O comunicado diz ainda que “permanentemente, avalia a viabilidade e aplicabilidade da inserção de novos campos no sistema RDO”.

VIOLÊNCIA

De acordo com dados da Antra (Associação Nacional de Travestis e Transexuais), em 2020, a entidade contou 175 assassinatos de pessoas trans pelo Brasil.

Na quarta-feira (27), Carolina Iara, 28 anos, integrante de mandato coletivo do PSOL na Câmara Municipal de São Paulo, afirmou que sua casa, na região de Itaquera (zona leste da capital paulista), foi alvo de ao menos dois tiros, quando ela se preparava para dormir.

A covereadora, primeira pessoa intersexo eleita no país, integra a Bancada Feminista, composta por seis pessoas, eleita em novembro do ano passado, a partir dos 46.267 votos recebidos por Silvia Andrea Ferraro, de acordo com o Tribunal Regional Eleitoral de São Paulo.

No mesmo dia, a vereadora de São Paulo Erika Hilton (PSOL) abriu um boletim de ocorrência relatando uma visita feita ao seu gabinete por um homem que se identificou como “garçom reaça”.

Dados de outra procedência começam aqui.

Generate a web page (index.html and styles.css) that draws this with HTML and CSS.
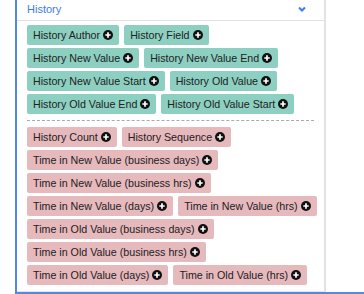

Por causa do estado de agitação do homem, funcionários do gabinete não permitiram que tivesse contato com Hilton. Ele, então, deixou uma carta na qual dizia querer se desculpar por ter ofendido a vereadora nas redes sociais.

Nesta sexta (29), Hilton irá se reunir com membros da gestão Bruno Covas (PSDB) para tratar do programa Transcidadania (de inclusão de pessoas trans no mercado) e também de reforço de segurança às vereadoras e demais mulheres negras eleitas para a Câmara.